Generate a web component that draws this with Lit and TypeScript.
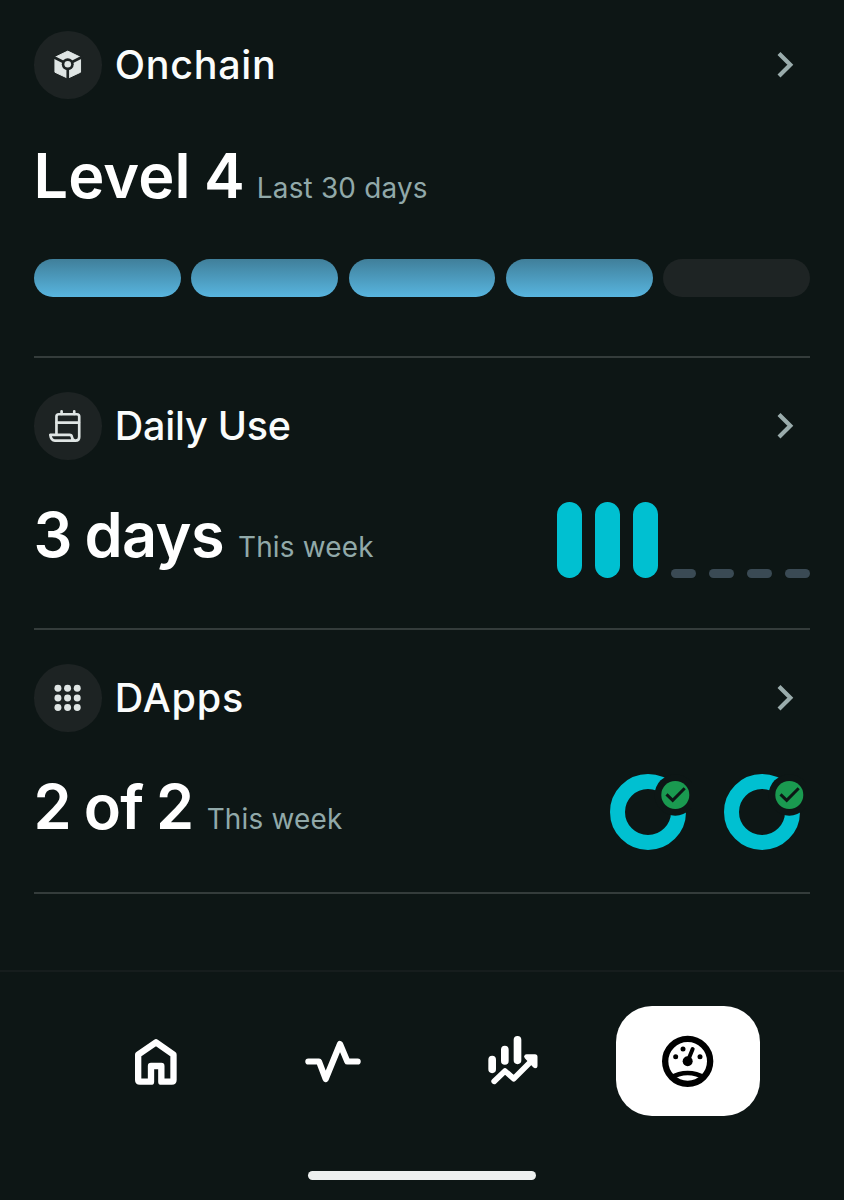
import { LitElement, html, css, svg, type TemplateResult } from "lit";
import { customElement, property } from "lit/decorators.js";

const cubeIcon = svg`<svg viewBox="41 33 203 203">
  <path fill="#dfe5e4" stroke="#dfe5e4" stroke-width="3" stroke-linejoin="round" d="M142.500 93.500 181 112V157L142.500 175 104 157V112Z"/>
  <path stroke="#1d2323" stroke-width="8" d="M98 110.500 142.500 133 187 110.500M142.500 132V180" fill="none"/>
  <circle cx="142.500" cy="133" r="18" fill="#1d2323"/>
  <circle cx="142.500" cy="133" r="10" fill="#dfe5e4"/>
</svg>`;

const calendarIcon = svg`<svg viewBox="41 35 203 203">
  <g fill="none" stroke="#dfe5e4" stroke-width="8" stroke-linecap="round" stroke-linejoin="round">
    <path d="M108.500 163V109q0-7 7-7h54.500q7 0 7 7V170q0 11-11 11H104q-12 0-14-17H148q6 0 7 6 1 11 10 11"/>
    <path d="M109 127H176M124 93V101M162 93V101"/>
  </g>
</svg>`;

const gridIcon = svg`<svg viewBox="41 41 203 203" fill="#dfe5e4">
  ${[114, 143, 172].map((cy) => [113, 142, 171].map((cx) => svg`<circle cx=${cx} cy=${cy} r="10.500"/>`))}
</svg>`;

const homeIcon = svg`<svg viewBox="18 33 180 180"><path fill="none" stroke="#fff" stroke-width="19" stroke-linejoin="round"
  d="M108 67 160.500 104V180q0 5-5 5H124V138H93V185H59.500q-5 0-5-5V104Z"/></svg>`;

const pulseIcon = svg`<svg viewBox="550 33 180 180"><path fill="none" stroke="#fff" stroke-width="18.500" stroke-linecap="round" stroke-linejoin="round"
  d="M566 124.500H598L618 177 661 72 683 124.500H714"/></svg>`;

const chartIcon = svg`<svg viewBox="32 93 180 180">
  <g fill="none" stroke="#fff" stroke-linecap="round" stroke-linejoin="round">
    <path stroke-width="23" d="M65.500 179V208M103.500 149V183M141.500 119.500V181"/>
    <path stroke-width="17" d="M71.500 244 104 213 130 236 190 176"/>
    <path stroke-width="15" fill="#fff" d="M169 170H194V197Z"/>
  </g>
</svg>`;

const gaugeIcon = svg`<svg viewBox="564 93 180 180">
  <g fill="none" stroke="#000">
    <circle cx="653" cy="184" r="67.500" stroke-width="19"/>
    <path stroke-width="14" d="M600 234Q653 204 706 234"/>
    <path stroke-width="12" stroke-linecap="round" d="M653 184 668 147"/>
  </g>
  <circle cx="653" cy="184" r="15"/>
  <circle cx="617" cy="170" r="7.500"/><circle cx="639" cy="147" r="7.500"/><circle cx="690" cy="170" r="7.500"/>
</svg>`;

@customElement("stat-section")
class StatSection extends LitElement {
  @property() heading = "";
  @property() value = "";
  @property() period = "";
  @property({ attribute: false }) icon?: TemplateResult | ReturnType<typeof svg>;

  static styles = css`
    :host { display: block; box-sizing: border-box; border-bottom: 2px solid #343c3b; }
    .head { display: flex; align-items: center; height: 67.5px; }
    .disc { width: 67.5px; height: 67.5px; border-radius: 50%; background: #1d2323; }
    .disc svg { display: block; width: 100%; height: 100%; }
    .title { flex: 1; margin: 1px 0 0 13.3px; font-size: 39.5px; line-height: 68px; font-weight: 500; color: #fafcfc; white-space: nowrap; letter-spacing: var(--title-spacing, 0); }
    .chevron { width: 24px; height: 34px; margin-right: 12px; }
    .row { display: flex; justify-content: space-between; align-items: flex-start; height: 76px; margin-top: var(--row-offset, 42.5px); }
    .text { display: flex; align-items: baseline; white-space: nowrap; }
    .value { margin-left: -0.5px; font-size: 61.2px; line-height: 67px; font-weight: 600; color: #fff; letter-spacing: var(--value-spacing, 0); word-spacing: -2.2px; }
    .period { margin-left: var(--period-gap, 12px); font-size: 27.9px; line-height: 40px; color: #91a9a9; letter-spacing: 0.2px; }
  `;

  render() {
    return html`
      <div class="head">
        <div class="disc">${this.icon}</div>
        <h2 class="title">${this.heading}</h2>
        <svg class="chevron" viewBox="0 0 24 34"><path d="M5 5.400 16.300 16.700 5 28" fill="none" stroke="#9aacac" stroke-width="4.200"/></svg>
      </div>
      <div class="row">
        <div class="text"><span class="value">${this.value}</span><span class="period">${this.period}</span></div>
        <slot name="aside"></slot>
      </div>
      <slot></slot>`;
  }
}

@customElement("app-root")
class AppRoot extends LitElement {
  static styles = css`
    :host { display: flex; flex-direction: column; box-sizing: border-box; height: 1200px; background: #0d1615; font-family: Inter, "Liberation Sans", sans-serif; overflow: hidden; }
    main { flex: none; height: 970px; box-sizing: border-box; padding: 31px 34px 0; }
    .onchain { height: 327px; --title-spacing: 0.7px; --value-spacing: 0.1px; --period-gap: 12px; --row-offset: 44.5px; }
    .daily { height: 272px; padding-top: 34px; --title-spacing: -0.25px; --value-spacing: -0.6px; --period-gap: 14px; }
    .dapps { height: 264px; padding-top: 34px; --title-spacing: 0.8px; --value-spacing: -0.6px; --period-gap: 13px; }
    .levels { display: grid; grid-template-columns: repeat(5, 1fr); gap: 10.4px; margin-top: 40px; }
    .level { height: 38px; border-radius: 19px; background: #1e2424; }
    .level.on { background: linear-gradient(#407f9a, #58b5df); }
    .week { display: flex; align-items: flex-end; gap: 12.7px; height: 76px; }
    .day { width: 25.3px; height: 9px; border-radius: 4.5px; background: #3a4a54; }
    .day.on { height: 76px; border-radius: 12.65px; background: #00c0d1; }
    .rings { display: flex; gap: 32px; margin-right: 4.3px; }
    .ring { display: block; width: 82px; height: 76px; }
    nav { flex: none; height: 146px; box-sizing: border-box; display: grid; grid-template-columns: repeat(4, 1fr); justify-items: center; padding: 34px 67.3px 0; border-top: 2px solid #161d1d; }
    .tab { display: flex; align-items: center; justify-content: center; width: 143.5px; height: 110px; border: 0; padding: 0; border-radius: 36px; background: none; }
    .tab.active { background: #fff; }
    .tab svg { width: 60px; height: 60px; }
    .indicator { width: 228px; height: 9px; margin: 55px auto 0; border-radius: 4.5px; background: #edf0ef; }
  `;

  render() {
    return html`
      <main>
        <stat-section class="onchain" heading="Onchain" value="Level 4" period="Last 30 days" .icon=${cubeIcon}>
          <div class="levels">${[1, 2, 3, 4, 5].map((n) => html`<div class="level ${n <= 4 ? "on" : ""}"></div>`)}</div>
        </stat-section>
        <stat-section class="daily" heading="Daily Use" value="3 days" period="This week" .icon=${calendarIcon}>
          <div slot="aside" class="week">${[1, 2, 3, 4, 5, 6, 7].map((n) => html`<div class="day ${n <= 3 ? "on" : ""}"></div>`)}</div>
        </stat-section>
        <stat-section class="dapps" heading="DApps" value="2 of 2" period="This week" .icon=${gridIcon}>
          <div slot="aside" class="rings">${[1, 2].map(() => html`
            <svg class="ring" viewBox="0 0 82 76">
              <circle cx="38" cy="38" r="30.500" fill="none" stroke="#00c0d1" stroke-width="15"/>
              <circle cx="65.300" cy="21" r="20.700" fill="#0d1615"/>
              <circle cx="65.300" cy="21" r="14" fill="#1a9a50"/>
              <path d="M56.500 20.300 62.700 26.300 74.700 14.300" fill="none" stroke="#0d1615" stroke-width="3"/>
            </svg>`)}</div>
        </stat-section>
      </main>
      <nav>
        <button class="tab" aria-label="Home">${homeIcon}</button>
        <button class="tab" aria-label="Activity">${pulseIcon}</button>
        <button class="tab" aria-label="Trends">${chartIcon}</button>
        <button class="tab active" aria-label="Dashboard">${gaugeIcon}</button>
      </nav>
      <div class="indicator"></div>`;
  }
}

• **STATED TASK**
Repeat the listing above exactly from its first line to the line containing "124.500H598L618 177 661", both included, and omit the pictures.

• **TASK SOLUTION**
Generate a web component that draws this with Lit and TypeScript.
import { LitElement, html, css, svg, type TemplateResult } from "lit";
import { customElement, property } from "lit/decorators.js";

const cubeIcon = svg`<svg viewBox="41 33 203 203">
  <path fill="#dfe5e4" stroke="#dfe5e4" stroke-width="3" stroke-linejoin="round" d="M142.500 93.500 181 112V157L142.500 175 104 157V112Z"/>
  <path stroke="#1d2323" stroke-width="8" d="M98 110.500 142.500 133 187 110.500M142.500 132V180" fill="none"/>
  <circle cx="142.500" cy="133" r="18" fill="#1d2323"/>
  <circle cx="142.500" cy="133" r="10" fill="#dfe5e4"/>
</svg>`;

const calendarIcon = svg`<svg viewBox="41 35 203 203">
  <g fill="none" stroke="#dfe5e4" stroke-width="8" stroke-linecap="round" stroke-linejoin="round">
    <path d="M108.500 163V109q0-7 7-7h54.500q7 0 7 7V170q0 11-11 11H104q-12 0-14-17H148q6 0 7 6 1 11 10 11"/>
    <path d="M109 127H176M124 93V101M162 93V101"/>
  </g>
</svg>`;

const gridIcon = svg`<svg viewBox="41 41 203 203" fill="#dfe5e4">
  ${[114, 143, 172].map((cy) => [113, 142, 171].map((cx) => svg`<circle cx=${cx} cy=${cy} r="10.500"/>`))}
</svg>`;

const homeIcon = svg`<svg viewBox="18 33 180 180"><path fill="none" stroke="#fff" stroke-width="19" stroke-linejoin="round"
  d="M108 67 160.500 104V180q0 5-5 5H124V138H93V185H59.500q-5 0-5-5V104Z"/></svg>`;

const pulseIcon = svg`<svg viewBox="550 33 180 180"><path fill="none" stroke="#fff" stroke-width="18.500" stroke-linecap="round" stroke-linejoin="round"
  d="M566 124.500H598L618 177 661 72 683 124.500H714"/></svg>`;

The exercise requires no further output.